Considering the 2015 shutdowns of the Teesside and Scunthorpe mills in the U.K., owned respectively by SSI and Tata, “steel scrap demand has decreased massively by the end of 2015,” Bird says.

Turkish buying activity also is quiet in December, he said, adding, “We normally expect to see buying at this time of year,” along with an uptick in prices. However, Bird continues, “there doesn’t seem to be any evidence of buying, and prices don’t seem to have moved.”

The collection of similar story lines adds up to a picture that is less than encouraging for the ferrous scrap industry at the close of 2015 and heading into 2016.

“The market is certainly crushing anyone who can walk and chew gum at the same time,” Bird says. “There’s nothing to suggest that the markets are going to do anything for quite a while.”

However, he adds at least one glimmer of hope, offering a famous line from Shakespeare’s King Lear as one way to interpret the current market conditions: “This is not the worst, so long as we can say this is the worst.”


One of the largest newsmakers this year arguably has been Turkey, historically the largest consumer of ferrous scrap.
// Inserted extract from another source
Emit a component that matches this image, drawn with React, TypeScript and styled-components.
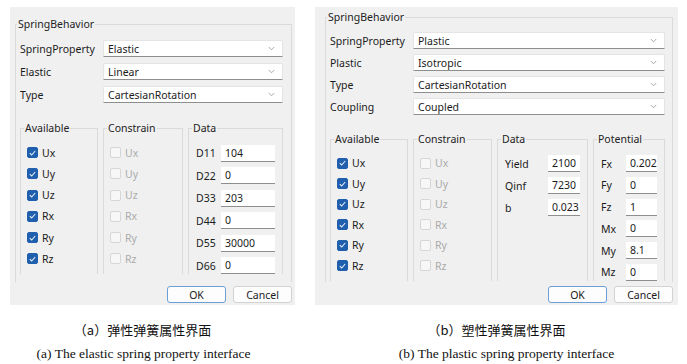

Kevin Wong, consultant and analyst with MEPS International, based in the U.K., describes sporadic scrap buying activity from Turkey in December that was “deflated by weak underlying demand for finished steel material and the availability of low cost billet material.”

He says long product offers had fallen and prices are forecast to trade within a limited price range in the coming months.

Wong continues, “HMS (heavy melting steel) 1 and 2 [are] not expected to break $200 per tonne CFR [cost and freight].”

“The Turkish steel market is entering a period of low seasonal demand,” he continues. “Exporters are struggling to come to terms with a highly competitive global market.”

In addition, he says competition in the Turkish market includes scrap from the U.S., Europe and Russia, along with domestic scrap.

He characterises the Turkish market as having become sporadic in its purchasing of feedstock, particularly over the last two years, based on its production targets or rolling programs. Turkish steel mills that use scrap are competing with those that have opted to reroll billet instead of melting scrap to make their products, Wong adds.

Looking outside of the Turkish market, Wong characterises ferrous scrap demand as weak in China and India. “Prices have fallen sharply in the Chinese market [in December],” he says.

“Turkey is consuming less [ferrous scrap] since steel exports from Turkey are decreasing.” – Ugur Dalbeler

Wong says scrap collection and processing rates also have fallen in recent months, and inventory levels are being controlled. “No one wants to carry material into the winter trading period in a falling market,” he explains.

The availability of Chinese material also has curtailed pricing from suppliers around the world, Wong says, noting that prices in the U.S., Japanese, Korean and Taiwanese markets have fallen, “but they are now more in line with global levels.” He adds that offers in Brazil and South Africa remain high, however, in light of local factors.

Even so, concerning the prices of major ferrous scrap grades, Wong says trading ranges across the world have narrowed over the last six months.

“Beforehand, there were large price premiums for domestic ferrous scrap material compared to the imported scrap,” Wong says, referring to the sharp decline in domestic U.S. scrap prices in recent months. “They are now more or less in line with export offers,” he says.

In addition, Wong says currency fluctuations also have affected scrap purchasing activity.

“U.S. exporters have had to reign in their price demands when selling material to the Turkish, Taiwanese and South Korean clients,” he says.

Ugur Dalbeler, general manager of Turkey’s Çolakolu Metalurju Metalurju, also interviewed in December, questions how Turkish mills apparently have managed to buy scrap all at once, in effect bringing prices up each time.

“Because of the market being volatile, mills tend to buy in the last minute in order to shorten lead time,” he says. “However, so far this has worked against them since scrap exporters know exactly what level of inventory each mill carries and when they intend to appear in the market, so they position themselves accordingly,” Dalbeler adds.

He says that while Europe has maintained a steady level of steel production since 2009, consumption of scrap in the European region as a whole is falling.

“Turkey is consuming less [ferrous scrap] since steel exports from Turkey are decreasing,” Dalbeler says.

He also cites Egypt’s struggles with energy and currency issues, which are affecting its imports, along with cheap billet availability from Eastern Europe and China as other factors that have resulted in a drop in scrap consumption in the region.

Dalbeler says the cost of scrap feedstock rather than the grade is the main priority for Turkish mill buyers, “therefore demand is concentrated mainly on HMS grades.”

However, he also describes a downward price trend when it comes to steel prices, adding “because of [the] Turkish attitude, we observe some hikes from time to time, but my view is still down in the coming months.”

Dalbeler cites iron ore being below $40 and the closure of EAF (electric arc furnace) mills as two factors likely to put further pressure on scrap prices. The euro-to-dollar exchange rate is another important factor when it comes to European prices, he says.

Commenting on the state of the Turkish steel industry heading into 2016, Dalbeler says it is suffering and has been for the last three years based on four major factors: high raw material prices, stiff competition in the international arena, dumped imports from sources where steel industries are subsidised and protectionism spreading throughout the world.

Outside of China, and with the exception of countries such as Russia and Brazil that are enjoying cheap and large supplies of resources, “the Turkish steel industry still has advantages over many steel industries, i.e. Europe and the U.S.,” Dalbeler says. He adds that the Turkish steel industry will maintain a strong position in 2016 because the country’s mills are technologically advanced; low-cost, efficient producers; advanced marketers; and known for the quality and performance of their products.